多少なりとも画像加工に携わったことがある方ならわかるかもしれませんが、オブジェクトに影を付け立体感を出すことはそう難しいことではありません。デザインのちょっとしたアクセントにそのような加工を施すことは初心者でもできることです。しかしながら、彼らの制作したポスターのように、本物のクラフトと見紛うような作品ともなると話はまったく別の次元です。画像加工は手を加えれば加えるほど『自然』から遠くなってしまいがちです。強調や変換は容易にできても、自然に見せることは意外に難しく、どこか人の手を感じるものになってしまいます。そこを、加工なのか撮影なのか区別がつかないほどのクオリティで仕上げるというのは、並大抵な技術力でできることではありません。
紙の特徴を捉え、驚きのあるデザインに
そして、特筆すべきはその表現力の豊かさ。イベントや舞台の内容を示唆するビジュアルの造り方が非常にドラマチックで、見る側の想像力を掻き立たせます。同じカットアウトを用いた表現であっても、その重ね方、切り抜き方、見せ方は千差万別で、奥行があるが故に表現の幅も広がり、平面だけでは表現しづらい物事の関係性をユニークに大胆にデザインすることができます。
物語を想像させるこうしたポスターの演出は、演劇などの舞台イベントの告知には相応しいデザイン方法なのではないでしょうか。
博物館販売店の創立35周年を記念するポスターデザイン
ギリシャのベナキミュージアムは、国内有数の重要な資産を収蔵する国内で最古の博物館。その博物館の中にある施設の中で、記念品や工芸品、出版物等を扱う販売店はこれまで多くのギリシャのクリエイターを支えてきました。このポスターは、販売店の35周年を記念し、Beetroot Designが依頼を受け制作したものです。コンセプトは、販売店の35年間の歩みとギリシャのデザイナーとの関わりについてです。そこで、「35」という数字をベースにし、これまでデザイナーたちが造り、ショップを通じて世の中に発表していった作品たちを散りばめていくことにしました。
ポスターは全部で3種類。どれも「35」をベースにしていることには変わりませんが、それぞれ書体やカラーに変化をもたせ、雰囲気を変えています。
このポスターは、細めのサンセリフ体を用い、カラーはゴールドやシルバー、ホワイトなどシックで伝統を感じるようなデザインに仕上げています。人型の工芸品や植物をモチーフにしたような装飾品などが散りばめてあります。テーマは歴史と工芸といったところでしょうか。
2つめのポスターデザインは、エレガントなフォルムをもつセリフ体をベースに、グレーとブルーを基調に動物や生き物を象ったモチーフが多数見られます。生き物や命をテーマに、モビールやオブジェなどの作品をイメージしているのではないでしょうか。

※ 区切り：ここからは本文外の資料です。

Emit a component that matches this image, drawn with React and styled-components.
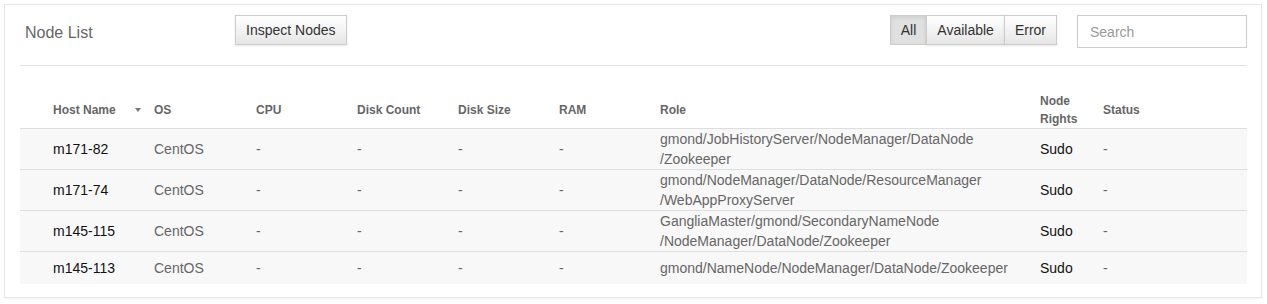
import React from 'react';
import styled, { createGlobalStyle } from 'styled-components';

const GlobalStyle = createGlobalStyle`
  body {
    margin: 0;
    background: #fff;
    font-family: 'Liberation Sans', Arial, sans-serif;
  }
`;

const Panel = styled.div`
  margin: 4px;
  width: 1258px;
  box-sizing: border-box;
  border: 1px solid #e6e6e6;
  box-shadow: 0 1px 2px rgba(0, 0, 0, 0.05);
  padding: 10px 14px 13px 15px;
  background: #fff;
`;

const Toolbar = styled.div`
  display: flex;
  align-items: flex-start;
  height: 51px;
  box-sizing: border-box;
  border-bottom: 1px solid #e2e2e2;
`;

const Title = styled.div`
  width: 210px;
  padding-left: 5px;
  font-size: 16px;
  line-height: 36px;
  color: #666;
`;

const Button = styled.button`
  height: 30px;
  padding: 0 10px;
  font-family: inherit;
  font-size: 14px;
  color: #333;
  border: 1px solid #ccc;
  border-radius: 0;
  background: ${(p) =>
    p.$active ? '#e0e0e0' : 'linear-gradient(to bottom, #ffffff 0%, #e6e6e6 100%)'};
  box-shadow: ${(p) =>
    p.$active
      ? 'inset 0 2px 4px rgba(0, 0, 0, 0.08)'
      : '0 1px 2px rgba(0, 0, 0, 0.1)'};
  cursor: pointer;
`;

const ButtonGroup = styled.div`
  display: flex;
  margin-left: auto;

  ${Button} + ${Button} {
    margin-left: -1px;
  }
`;

const Search = styled.input`
  margin-left: 20px;
  width: 170px;
  height: 33px;
  box-sizing: border-box;
  border: 1px solid #ccc;
  padding: 0 12px;
  font-family: inherit;
  font-size: 14px;
  color: #333;
  outline: none;

  &::placeholder {
    color: #999;
  }
`;

const Table = styled.table`
  margin-top: 26px;
  width: 1227px;
  border-collapse: collapse;
  table-layout: fixed;
`;

const Th = styled.th`
  box-sizing: border-box;
  width: ${(p) => p.$w}px;
  padding: 0 0 0 ${(p) => (p.$first ? 33 : 0)}px;
  text-align: left;
  vertical-align: middle;
  font-size: 12px;
  line-height: 18px;
  font-weight: bold;
  color: #666;
  border-bottom: 1px solid #dedede;
`;

const Caret = styled.span`
  display: inline-block;
  margin-left: 19px;
  vertical-align: 2px;
  border-left: 3.5px solid transparent;
  border-right: 3.5px solid transparent;
  border-top: 4px solid #777;
`;

const Row = styled.tr`
  background: #f8f8f8;
  & + & td {
    border-top: 1px solid #dedede;
  }
`;

const Td = styled.td`
  height: 32px;
  padding: 0 0 0 ${(p) => (p.$first ? 33 : 0)}px;
  vertical-align: middle;
  font-size: 14px;
  line-height: 20px;
  color: ${(p) => (p.$dark ? '#111' : '#666')};
`;

const columns = [
  { label: 'Host Name', w: 134, sort: true },
  { label: 'OS', w: 102 },
  { label: 'CPU', w: 101 },
  { label: 'Disk Count', w: 101 },
  { label: 'Disk Size', w: 101 },
  { label: 'RAM', w: 101 },
  { label: 'Role', w: 380 },
  { label: ['Node', 'Rights'], w: 63 },
  { label: 'Status', w: 144 },
];

const nodes = [
  {
    host: 'm171-82',
    role: ['gmond/JobHistoryServer/NodeManager/DataNode', '/Zookeeper'],
  },
  {
    host: 'm171-74',
    role: ['gmond/NodeManager/DataNode/ResourceManager', '/WebAppProxyServer'],
  },
  {
    host: 'm145-115',
    role: ['GangliaMaster/gmond/SecondaryNameNode', '/NodeManager/DataNode/Zookeeper'],
  },
  {
    host: 'm145-113',
    role: ['gmond/NameNode/NodeManager/DataNode/Zookeeper'],
  },
];

const App = () => {
  return (
    <>
      <GlobalStyle />
      <Panel>
        <Toolbar>
          <Title>Node List</Title>
          <Button>Inspect Nodes</Button>
          <ButtonGroup>
            <Button $active>All</Button>
            <Button>Available</Button>
            <Button>Error</Button>
          </ButtonGroup>
          <Search placeholder="Search" />
        </Toolbar>
        <Table>
          <thead>
            <tr>
              {columns.map((c, i) => (
                <Th key={i} $w={c.w} $first={i === 0}>
                  {Array.isArray(c.label) ? (
                    <>
                      {c.label[0]}
                      <br />
                      {c.label[1]}
                    </>
                  ) : (
                    c.label
                  )}
                  {c.sort && <Caret />}
                </Th>
              ))}
            </tr>
          </thead>
          <tbody>
            {nodes.map((n) => (
              <Row key={n.host}>
                <Td $first $dark>
                  {n.host}
                </Td>
                <Td>CentOS</Td>
                <Td>-</Td>
                <Td>-</Td>
                <Td>-</Td>
                <Td>-</Td>
                <Td>
                  {n.role.map((r, i) => (
                    <div key={i}>{r}</div>
                  ))}
                </Td>
                <Td $dark>Sudo</Td>
                <Td>-</Td>
              </Row>
            ))}
          </tbody>
        </Table>
      </Panel>
    </>
  );
};

export default App;
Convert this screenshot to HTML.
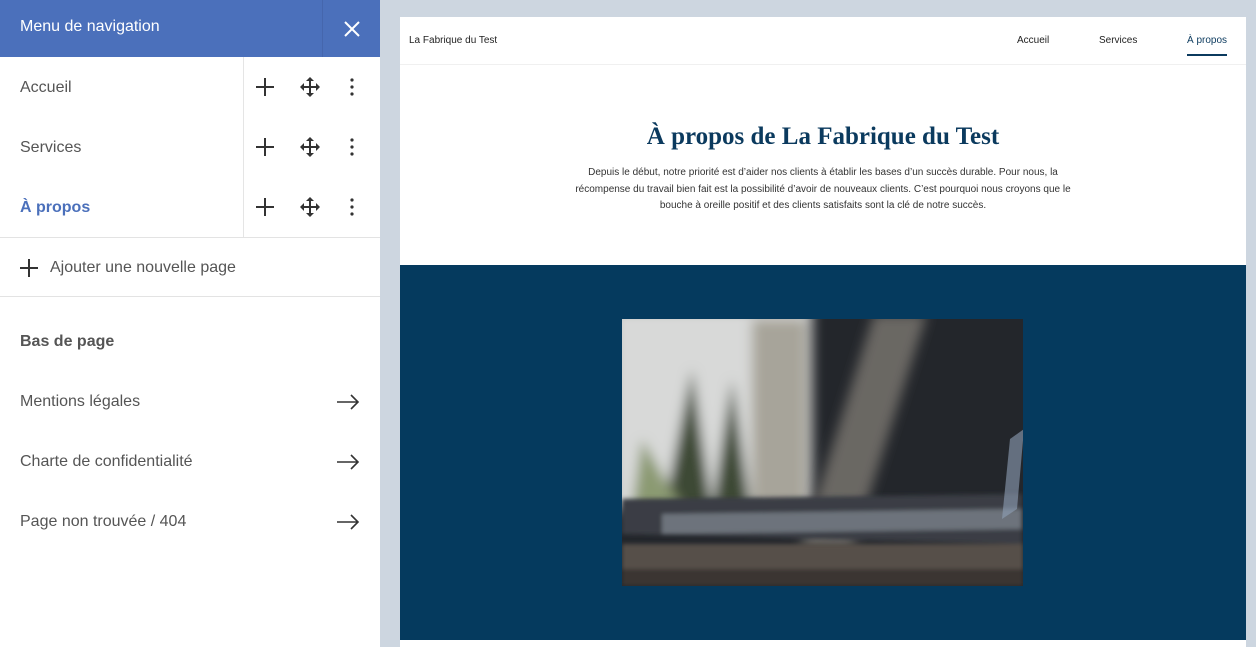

そして最後の作品は、太めのサンセリフ体をベースに、抽象的な図形がレッドやブラウン、イエローなど暖色系の色でまとめられています。現代的なアートをテーマに、絵画やポストカードなどの作品たちを散りばめているのかもしれません。
どのポスターも、数字と作品たちのコラボレーションを立体的に表現し一枚の絵に収めています。35周年という節目に相応しく、賑々しくも歴史を感じられる層の厚いポスターデザインに仕上げられています。
まとめ
立体的な表現のポスターは、技術面が未熟であったり表現力がいま一つだと、安っぽい仕上がりになってしまう場合があります。影をつけるエフェクトは、容易かつインパクトがある手法のため、デザインをする上では定番ともいえる方法の一つです。しかしながら、今回取り上げたBeetroot Designのように、熟練した技術と高い表現方法があれば、ただの影というわけではなく、こんなにも斬新で奥深いデザインとなるのです。彼らのデザインを参考に、立体表現の在り方を今一度考えてみるのもいいかもしれません。